══ RECORDED DATA ══
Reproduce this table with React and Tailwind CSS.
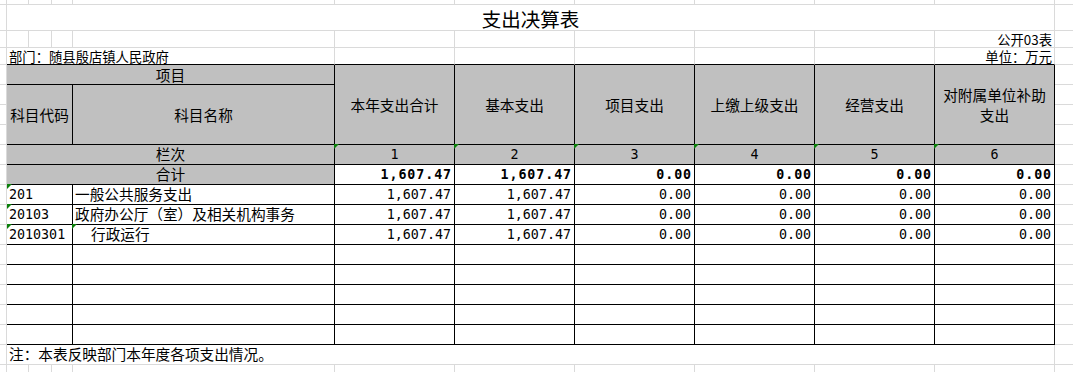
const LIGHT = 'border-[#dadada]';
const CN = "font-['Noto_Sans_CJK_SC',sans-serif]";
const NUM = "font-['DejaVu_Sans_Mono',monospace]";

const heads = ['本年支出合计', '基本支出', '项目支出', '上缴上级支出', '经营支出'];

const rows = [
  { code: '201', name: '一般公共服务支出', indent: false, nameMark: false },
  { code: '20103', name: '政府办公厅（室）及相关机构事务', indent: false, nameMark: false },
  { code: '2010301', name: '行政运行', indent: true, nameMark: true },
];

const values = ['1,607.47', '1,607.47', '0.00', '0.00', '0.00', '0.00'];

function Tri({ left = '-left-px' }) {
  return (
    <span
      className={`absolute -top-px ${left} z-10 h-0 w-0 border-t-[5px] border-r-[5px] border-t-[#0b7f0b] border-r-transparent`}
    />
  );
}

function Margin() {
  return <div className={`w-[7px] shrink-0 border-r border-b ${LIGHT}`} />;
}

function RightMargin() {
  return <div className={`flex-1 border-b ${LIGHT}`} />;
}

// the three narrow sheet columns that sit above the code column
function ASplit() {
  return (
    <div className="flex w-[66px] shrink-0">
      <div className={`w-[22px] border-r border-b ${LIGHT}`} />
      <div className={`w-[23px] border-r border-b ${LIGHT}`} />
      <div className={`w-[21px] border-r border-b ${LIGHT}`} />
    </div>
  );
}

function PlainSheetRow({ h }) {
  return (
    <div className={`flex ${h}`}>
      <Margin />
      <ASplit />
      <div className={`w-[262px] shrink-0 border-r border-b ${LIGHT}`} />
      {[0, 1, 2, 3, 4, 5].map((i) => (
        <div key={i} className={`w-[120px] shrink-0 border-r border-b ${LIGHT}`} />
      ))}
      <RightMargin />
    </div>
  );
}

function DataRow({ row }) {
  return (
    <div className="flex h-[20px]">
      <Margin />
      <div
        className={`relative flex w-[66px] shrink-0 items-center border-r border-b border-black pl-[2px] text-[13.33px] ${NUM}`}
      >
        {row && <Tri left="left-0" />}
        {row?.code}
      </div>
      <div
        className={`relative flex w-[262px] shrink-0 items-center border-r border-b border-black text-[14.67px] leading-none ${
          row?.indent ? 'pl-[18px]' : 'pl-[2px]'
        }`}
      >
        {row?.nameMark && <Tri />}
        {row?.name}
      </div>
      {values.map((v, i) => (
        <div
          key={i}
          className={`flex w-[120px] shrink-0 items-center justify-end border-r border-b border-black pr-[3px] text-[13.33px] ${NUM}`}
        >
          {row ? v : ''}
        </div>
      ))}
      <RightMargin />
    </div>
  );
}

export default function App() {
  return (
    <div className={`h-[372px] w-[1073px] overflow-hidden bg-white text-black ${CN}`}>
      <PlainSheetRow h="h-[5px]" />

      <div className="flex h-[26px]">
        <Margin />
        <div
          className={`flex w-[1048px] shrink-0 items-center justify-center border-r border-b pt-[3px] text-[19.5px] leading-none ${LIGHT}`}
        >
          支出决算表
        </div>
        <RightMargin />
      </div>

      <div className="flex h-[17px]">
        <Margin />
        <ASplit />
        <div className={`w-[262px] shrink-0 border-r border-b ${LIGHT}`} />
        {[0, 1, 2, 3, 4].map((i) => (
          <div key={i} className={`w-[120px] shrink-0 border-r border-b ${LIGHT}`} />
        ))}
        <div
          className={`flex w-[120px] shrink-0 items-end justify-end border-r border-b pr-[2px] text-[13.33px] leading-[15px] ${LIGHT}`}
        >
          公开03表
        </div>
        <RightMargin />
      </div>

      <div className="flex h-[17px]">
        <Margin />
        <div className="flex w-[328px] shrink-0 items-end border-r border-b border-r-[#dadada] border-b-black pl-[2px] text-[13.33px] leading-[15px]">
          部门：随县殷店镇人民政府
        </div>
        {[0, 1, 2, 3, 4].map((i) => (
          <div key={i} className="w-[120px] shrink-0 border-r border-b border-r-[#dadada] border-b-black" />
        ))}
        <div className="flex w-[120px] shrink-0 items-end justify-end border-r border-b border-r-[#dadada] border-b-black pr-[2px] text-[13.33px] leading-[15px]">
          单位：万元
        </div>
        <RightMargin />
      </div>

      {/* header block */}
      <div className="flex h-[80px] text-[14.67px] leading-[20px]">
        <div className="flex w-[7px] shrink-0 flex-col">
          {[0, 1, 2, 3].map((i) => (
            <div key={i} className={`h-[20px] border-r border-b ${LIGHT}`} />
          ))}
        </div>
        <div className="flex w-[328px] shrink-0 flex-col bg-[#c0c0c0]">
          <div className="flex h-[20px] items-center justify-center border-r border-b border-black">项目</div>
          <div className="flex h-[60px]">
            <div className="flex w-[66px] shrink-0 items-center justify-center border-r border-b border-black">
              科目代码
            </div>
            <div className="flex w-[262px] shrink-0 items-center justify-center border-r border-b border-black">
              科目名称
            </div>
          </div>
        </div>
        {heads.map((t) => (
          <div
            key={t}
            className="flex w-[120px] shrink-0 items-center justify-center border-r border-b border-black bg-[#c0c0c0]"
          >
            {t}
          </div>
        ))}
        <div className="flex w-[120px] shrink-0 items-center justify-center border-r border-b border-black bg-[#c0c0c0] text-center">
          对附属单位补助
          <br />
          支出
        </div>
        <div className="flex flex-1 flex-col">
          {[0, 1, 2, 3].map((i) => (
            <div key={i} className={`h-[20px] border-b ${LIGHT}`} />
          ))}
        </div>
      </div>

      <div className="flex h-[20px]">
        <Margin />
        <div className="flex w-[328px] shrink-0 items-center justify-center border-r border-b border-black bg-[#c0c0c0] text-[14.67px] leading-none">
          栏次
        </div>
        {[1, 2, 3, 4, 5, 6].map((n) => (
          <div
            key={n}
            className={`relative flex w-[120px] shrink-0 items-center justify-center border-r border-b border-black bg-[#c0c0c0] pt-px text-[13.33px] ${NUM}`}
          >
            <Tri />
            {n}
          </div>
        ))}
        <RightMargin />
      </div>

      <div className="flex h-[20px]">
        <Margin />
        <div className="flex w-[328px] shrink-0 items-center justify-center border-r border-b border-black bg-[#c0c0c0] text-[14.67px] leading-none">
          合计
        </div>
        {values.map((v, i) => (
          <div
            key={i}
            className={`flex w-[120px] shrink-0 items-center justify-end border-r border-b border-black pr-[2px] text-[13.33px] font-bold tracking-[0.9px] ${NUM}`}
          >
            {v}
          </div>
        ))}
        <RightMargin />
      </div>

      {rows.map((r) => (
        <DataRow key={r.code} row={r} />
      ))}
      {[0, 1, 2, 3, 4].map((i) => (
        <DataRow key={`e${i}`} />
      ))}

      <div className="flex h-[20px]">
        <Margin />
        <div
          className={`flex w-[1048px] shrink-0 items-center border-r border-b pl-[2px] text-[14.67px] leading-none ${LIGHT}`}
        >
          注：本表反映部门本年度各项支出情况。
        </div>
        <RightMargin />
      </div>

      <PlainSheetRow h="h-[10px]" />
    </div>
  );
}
═══
→ AIM
Copy out the data above exactly, except the pictures.

→ THE REPLY
Reproduce this table with React and Tailwind CSS.
const LIGHT = 'border-[#dadada]';
const CN = "font-['Noto_Sans_CJK_SC',sans-serif]";
const NUM = "font-['DejaVu_Sans_Mono',monospace]";

const heads = ['本年支出合计', '基本支出', '项目支出', '上缴上级支出', '经营支出'];

const rows = [
  { code: '201', name: '一般公共服务支出', indent: false, nameMark: false },
  { code: '20103', name: '政府办公厅（室）及相关机构事务', indent: false, nameMark: false },
  { code: '2010301', name: '行政运行', indent: true, nameMark: true },
];

const values = ['1,607.47', '1,607.47', '0.00', '0.00', '0.00', '0.00'];

function Tri({ left = '-left-px' }) {
  return (
    <span
      className={`absolute -top-px ${left} z-10 h-0 w-0 border-t-[5px] border-r-[5px] border-t-[#0b7f0b] border-r-transparent`}
    />
  );
}

function Margin() {
  return <div className={`w-[7px] shrink-0 border-r border-b ${LIGHT}`} />;
}

function RightMargin() {
  return <div className={`flex-1 border-b ${LIGHT}`} />;
}

// the three narrow sheet columns that sit above the code column
function ASplit() {
  return (
    <div className="flex w-[66px] shrink-0">
      <div className={`w-[22px] border-r border-b ${LIGHT}`} />
      <div className={`w-[23px] border-r border-b ${LIGHT}`} />
      <div className={`w-[21px] border-r border-b ${LIGHT}`} />
    </div>
  );
}

function PlainSheetRow({ h }) {
  return (
    <div className={`flex ${h}`}>
      <Margin />
      <ASplit />
      <div className={`w-[262px] shrink-0 border-r border-b ${LIGHT}`} />
      {[0, 1, 2, 3, 4, 5].map((i) => (
        <div key={i} className={`w-[120px] shrink-0 border-r border-b ${LIGHT}`} />
      ))}
      <RightMargin />
    </div>
  );
}

function DataRow({ row }) {
  return (
    <div className="flex h-[20px]">
      <Margin />
      <div
        className={`relative flex w-[66px] shrink-0 items-center border-r border-b border-black pl-[2px] text-[13.33px] ${NUM}`}
      >
        {row && <Tri left="left-0" />}
        {row?.code}
      </div>
      <div
        className={`relative flex w-[262px] shrink-0 items-center border-r border-b border-black text-[14.67px] leading-none ${
          row?.indent ? 'pl-[18px]' : 'pl-[2px]'
        }`}
      >
        {row?.nameMark && <Tri />}
        {row?.name}
      </div>
      {values.map((v, i) => (
        <div
          key={i}
          className={`flex w-[120px] shrink-0 items-center justify-end border-r border-b border-black pr-[3px] text-[13.33px] ${NUM}`}
        >
          {row ? v : ''}
        </div>
      ))}
      <RightMargin />
    </div>
  );
}

export default function App() {
  return (
    <div className={`h-[372px] w-[1073px] overflow-hidden bg-white text-black ${CN}`}>
      <PlainSheetRow h="h-[5px]" />

      <div className="flex h-[26px]">
        <Margin />
        <div
          className={`flex w-[1048px] shrink-0 items-center justify-center border-r border-b pt-[3px] text-[19.5px] leading-none ${LIGHT}`}
        >
          支出决算表
        </div>
        <RightMargin />
      </div>

      <div className="flex h-[17px]">
        <Margin />
        <ASplit />
        <div className={`w-[262px] shrink-0 border-r border-b ${LIGHT}`} />
        {[0, 1, 2, 3, 4].map((i) => (
          <div key={i} className={`w-[120px] shrink-0 border-r border-b ${LIGHT}`} />
        ))}
        <div
          className={`flex w-[120px] shrink-0 items-end justify-end border-r border-b pr-[2px] text-[13.33px] leading-[15px] ${LIGHT}`}
        >
          公开03表
        </div>
        <RightMargin />
      </div>

      <div className="flex h-[17px]">
        <Margin />
        <div className="flex w-[328px] shrink-0 items-end border-r border-b border-r-[#dadada] border-b-black pl-[2px] text-[13.33px] leading-[15px]">
          部门：随县殷店镇人民政府
        </div>
        {[0, 1, 2, 3, 4].map((i) => (
          <div key={i} className="w-[120px] shrink-0 border-r border-b border-r-[#dadada] border-b-black" />
        ))}
        <div className="flex w-[120px] shrink-0 items-end justify-end border-r border-b border-r-[#dadada] border-b-black pr-[2px] text-[13.33px] leading-[15px]">
          单位：万元
        </div>
        <RightMargin />
      </div>

      {/* header block */}
      <div className="flex h-[80px] text-[14.67px] leading-[20px]">
        <div className="flex w-[7px] shrink-0 flex-col">
          {[0, 1, 2, 3].map((i) => (
            <div key={i} className={`h-[20px] border-r border-b ${LIGHT}`} />
          ))}
        </div>
        <div className="flex w-[328px] shrink-0 flex-col bg-[#c0c0c0]">
          <div className="flex h-[20px] items-center justify-center border-r border-b border-black">项目</div>
          <div className="flex h-[60px]">
            <div className="flex w-[66px] shrink-0 items-center justify-center border-r border-b border-black">
              科目代码
            </div>
            <div className="flex w-[262px] shrink-0 items-center justify-center border-r border-b border-black">
              科目名称
            </div>
          </div>
        </div>
        {heads.map((t) => (
          <div
            key={t}
            className="flex w-[120px] shrink-0 items-center justify-center border-r border-b border-black bg-[#c0c0c0]"
          >
            {t}
          </div>
        ))}
        <div className="flex w-[120px] shrink-0 items-center justify-center border-r border-b border-black bg-[#c0c0c0] text-center">
          对附属单位补助
          <br />
          支出
        </div>
        <div className="flex flex-1 flex-col">
          {[0, 1, 2, 3].map((i) => (
            <div key={i} className={`h-[20px] border-b ${LIGHT}`} />
          ))}
        </div>
      </div>

      <div className="flex h-[20px]">
        <Margin />
        <div className="flex w-[328px] shrink-0 items-center justify-center border-r border-b border-black bg-[#c0c0c0] text-[14.67px] leading-none">
          栏次
        </div>
        {[1, 2, 3, 4, 5, 6].map((n) => (
          <div
            key={n}
            className={`relative flex w-[120px] shrink-0 items-center justify-center border-r border-b border-black bg-[#c0c0c0] pt-px text-[13.33px] ${NUM}`}
          >
            <Tri />
            {n}
          </div>
        ))}
        <RightMargin />
      </div>

      <div className="flex h-[20px]">
        <Margin />
        <div className="flex w-[328px] shrink-0 items-center justify-center border-r border-b border-black bg-[#c0c0c0] text-[14.67px] leading-none">
          合计
        </div>
        {values.map((v, i) => (
          <div
            key={i}
            className={`flex w-[120px] shrink-0 items-center justify-end border-r border-b border-black pr-[2px] text-[13.33px] font-bold tracking-[0.9px] ${NUM}`}
          >
            {v}
          </div>
        ))}
        <RightMargin />
      </div>

      {rows.map((r) => (
        <DataRow key={r.code} row={r} />
      ))}
      {[0, 1, 2, 3, 4].map((i) => (
        <DataRow key={`e${i}`} />
      ))}

      <div className="flex h-[20px]">
        <Margin />
        <div
          className={`flex w-[1048px] shrink-0 items-center border-r border-b pl-[2px] text-[14.67px] leading-none ${LIGHT}`}
        >
          注：本表反映部门本年度各项支出情况。
        </div>
        <RightMargin />
      </div>

      <PlainSheetRow h="h-[10px]" />
    </div>
  );
}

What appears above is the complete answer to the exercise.